Figure 2. The window sliding across different subsets of the data. The signal extractions, forecast, and model parameters are recomputed automatically as the window changes. Forecast comparisons with the real data as the window span moves is now trivial. Here, the plot in cyan represents the original time series data in-sample and the 24 step forecast out-of-sample, and the light green plot is the time series data adjusted for outliers, as indicated in the model box. One can select the plots using the “series components” plot box. The data in gray represents the time series data not used in the model estimation.

Data Sweep

With the ability to seamlessly capture partitions of the data and model within the given partition using the sliding window, a natural extension of this mouse-on-canvas utility is to employ it somehow in comparing different models of the time series data. We call this method of model comparison time series data sweeping (or simply data sweeping) and it involves selecting an initial window of data from the first observation to the $n$-th observation where n is some number much less than the total number of observations $latex N$ in the data set (say, one third the amount). The data sweep then computes the sliding window from $n$ as the final observation all the way to $N$, in increments of one (see Figure 3). At each addition to the length of the window, the forecast is computed for up to 24 steps ahead. Of course, since the true time series data is known in the out-of-sample region of computation, we can compute the forecast error for up to $h \leq 24$ steps ahead and sum up these errors as $n$ increases to $N$. We can do this data sweep for several models, computing the aggregate forecast errors over time. The idea is that the best model for the data will ideally have the smallest forecast error, and thus comparing this forecast error with several models will identify the model with the best overall forecasting ability.

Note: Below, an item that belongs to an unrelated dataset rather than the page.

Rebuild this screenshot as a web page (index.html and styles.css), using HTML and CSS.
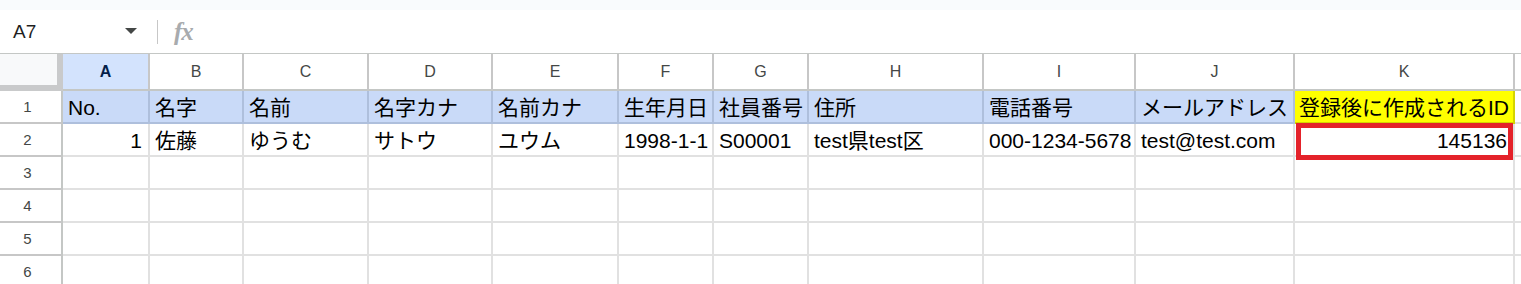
FILE: index.html
```html
<!DOCTYPE html>
<html lang="ja">
<head>
<meta charset="utf-8">
<title>Sheet</title>
<link rel="stylesheet" href="styles.css">
</head>
<body>
<div class="app">
  <div class="topband"></div>
  <div class="fbar">
    <div class="namebox"><span class="ref">A7</span><span class="caret"></span></div>
    <div class="divider"></div>
    <div class="fx">fx</div>
  </div>
  <div class="sheet">
    <div class="corner"></div>
    <div class="ch sel">A</div>
    <div class="ch">B</div>
    <div class="ch">C</div>
    <div class="ch">D</div>
    <div class="ch">E</div>
    <div class="ch">F</div>
    <div class="ch">G</div>
    <div class="ch">H</div>
    <div class="ch">I</div>
    <div class="ch">J</div>
    <div class="ch">K</div>
    <div class="ch tail"></div>

    <div class="rh">1</div>
    <div class="c hd">No.</div>
    <div class="c hd">名字</div>
    <div class="c hd">名前</div>
    <div class="c hd">名字カナ</div>
    <div class="c hd">名前カナ</div>
    <div class="c hd">生年月日</div>
    <div class="c hd">社員番号</div>
    <div class="c hd">住所</div>
    <div class="c hd">電話番号</div>
    <div class="c hd">メールアドレス</div>
    <div class="c yl">登録後に作成されるID</div>
    <div class="c"></div>

    <div class="rh">2</div>
    <div class="c num">1</div>
    <div class="c">佐藤</div>
    <div class="c">ゆうむ</div>
    <div class="c">サトウ</div>
    <div class="c">ユウム</div>
    <div class="c">1998-1-1</div>
    <div class="c">S00001</div>
    <div class="c">test県test区</div>
    <div class="c">000-1234-5678</div>
    <div class="c">test@test.com</div>
    <div class="c num marked">145136<span class="mark"></span></div>
    <div class="c"></div>

    <div class="rh">3</div>
    <div class="c"></div><div class="c"></div><div class="c"></div><div class="c"></div><div class="c"></div><div class="c"></div><div class="c"></div><div class="c"></div><div class="c"></div><div class="c"></div><div class="c"></div><div class="c"></div>

    <div class="rh">4</div>
    <div class="c"></div><div class="c"></div><div class="c"></div><div class="c"></div><div class="c"></div><div class="c"></div><div class="c"></div><div class="c"></div><div class="c"></div><div class="c"></div><div class="c"></div><div class="c"></div>

    <div class="rh">5</div>
    <div class="c"></div><div class="c"></div><div class="c"></div><div class="c"></div><div class="c"></div><div class="c"></div><div class="c"></div><div class="c"></div><div class="c"></div><div class="c"></div><div class="c"></div><div class="c"></div>

    <div class="rh">6</div>
    <div class="c"></div><div class="c"></div><div class="c"></div><div class="c"></div><div class="c"></div><div class="c"></div><div class="c"></div><div class="c"></div><div class="c"></div><div class="c"></div><div class="c"></div><div class="c"></div>
  </div>
</div>
</body>
</html>
```

FILE: styles.css
```css
* { box-sizing: border-box; }

html, body {
  margin: 0;
  padding: 0;
  background: #ffffff;
  overflow: hidden;
}

body {
  font-family: "Liberation Sans", Arial, "Noto Sans CJK JP", sans-serif;
  color: #000;
}

.app {
  width: 1521px;
  height: 284px;
  overflow: hidden;
}

.topband {
  height: 10px;
  background: #f9fbfd;
}

.fbar {
  height: 43px;
  display: flex;
  align-items: center;
  background: #ffffff;
}

.namebox {
  width: 150px;
  display: flex;
  align-items: center;
  padding-left: 13px;
}

.ref {
  flex: 1;
  font-size: 19px;
  color: #1f1f1f;
}

.caret {
  width: 0;
  height: 0;
  border-left: 6px solid transparent;
  border-right: 6px solid transparent;
  border-top: 6px solid #444746;
  margin-right: 13px;
  margin-top: -2px;
}

.divider {
  width: 1px;
  height: 24px;
  background: #c7c7c7;
  margin-left: 7px;
}

.fx {
  margin-left: 16px;
  font-family: "Liberation Serif", "DejaVu Serif", serif;
  font-style: italic;
  font-weight: bold;
  font-size: 25px;
  color: #a8abae;
  letter-spacing: -1px;
}

.sheet {
  display: grid;
  grid-template-columns: 63px 87px 94px 125px 124px 126px 95px 95px 175px 152px 159px 220px 1fr;
  grid-template-rows: 37px repeat(6, 33px);
  border-top: 1px solid #c4c7c5;
}

.corner {
  background: #f8f9fa;
  box-shadow: inset -6px -6px 0 #c9cacb;
}

.ch {
  display: flex;
  align-items: center;
  justify-content: center;
  font-size: 16px;
  color: #444746;
  background: #ffffff;
  border-right: 2px solid #c7c7c7;
  border-bottom: 2px solid #c4c7c5;
}

.ch.sel {
  background: #d3e3fd;
  color: #041e49;
  font-weight: bold;
}

.ch.tail {
  border-right: 0;
}

.rh {
  display: flex;
  align-items: center;
  justify-content: center;
  padding-right: 6px;
  font-size: 15px;
  color: #444746;
  background: #ffffff;
  border-right: 2px solid #c4c7c5;
  border-bottom: 2px solid #c7c7c7;
}

.c {
  display: flex;
  align-items: flex-end;
  padding: 0 5px 2px 5px;
  font-size: 21px;
  line-height: 24px;
  white-space: nowrap;
  overflow: visible;
  border-right: 2px solid #e1e1e1;
  border-bottom: 2px solid #e1e1e1;
}

.c.hd {
  background: #c9daf8;
  border-right-color: #aebfdc;
  border-bottom-color: #aebfdc;
}

.c.yl {
  background: #ffff00;
  border-right-color: #d4d400;
  border-bottom-color: #d4d400;
  padding-left: 4px;
}

.c.num {
  justify-content: flex-end;
  padding-right: 6px;
}

.marked {
  position: relative;
  padding-right: 7px;
}

.mark {
  position: absolute;
  left: 1px;
  top: -1px;
  width: 217px;
  height: 37px;
  border: 5px solid #e4222a;
}
```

To access the data sweep, simply go to the main uSimX13 menu, shown in Figure 1, and click “Sweep Time Series Control Panel”. This will bring up the main interface for the data sweep (shown in Figures 4-6). To begin the sweep, first select the model and regressors desired to model the data with inside the model selection panel of the main uSimX13 interface. Then choose at which observation you’d like to carry out the data sweep (starting at observation $n=60$ is the default). Lastly, select how many forecast steps you’d like to use in computing the forecast error (1-24). Once content with the settings, click the “Compute time series sweep” button and watch as the window span increases from $n$ to $N$, recomputing parameters, signals, and forecasts at each step (see slideshow at top of post).  Once the sweep is complete, the parameter statistics, Ljung-Box mean value at two different lags, and the total forecast error is displayed in the control panel. To compare this with another model, save the results of the sweep by clicking “save parameters” in the uSimX13 menu, and then choose another model and recompute (while using the same settings as the previous sweep, of course).

To give an example of this process, we begin by simulating a time series data set of length $N = 300$ from a SARIMA model of dimension $(0,1,2)(0,1,1)_{12}$, namely a seasonal auto-regressive integrated moving-average process with two non-seasonal moving-average parameters, and one seasonal moving average parameter. The data sweep is performed on the simulated data with a forecast error horizon of length 23 using three different SARIMA models, (a) $(0,1,1)(0,1,1)_{12}$, (b) $(1,1,0)(0,1,1)_{12}$, (c) $(0,1,2)(0,1,1)_{12}$, the true model. See Figures 4-6 below to see the data sweep results and the estimated parameter mean and standard deviation, the average Ljung-Box statistics at lag 12 and 0, and the forecast errors for each model. Notice the forecast error for the true model (c) (figure 6) is the lowest followed by model (b) (figure 6) and then (a) (figure 4), which is exactly what we would want.

Figure 4. Model (a) and the parameter statistics, forecast error, and data sweep controls.

Figure 5. Model (b) and the parameter statistics, forecast error, and data sweep controls.

Figure 6. Model (c) (the true model) and the parameter statistics, forecast error, and data sweep controls.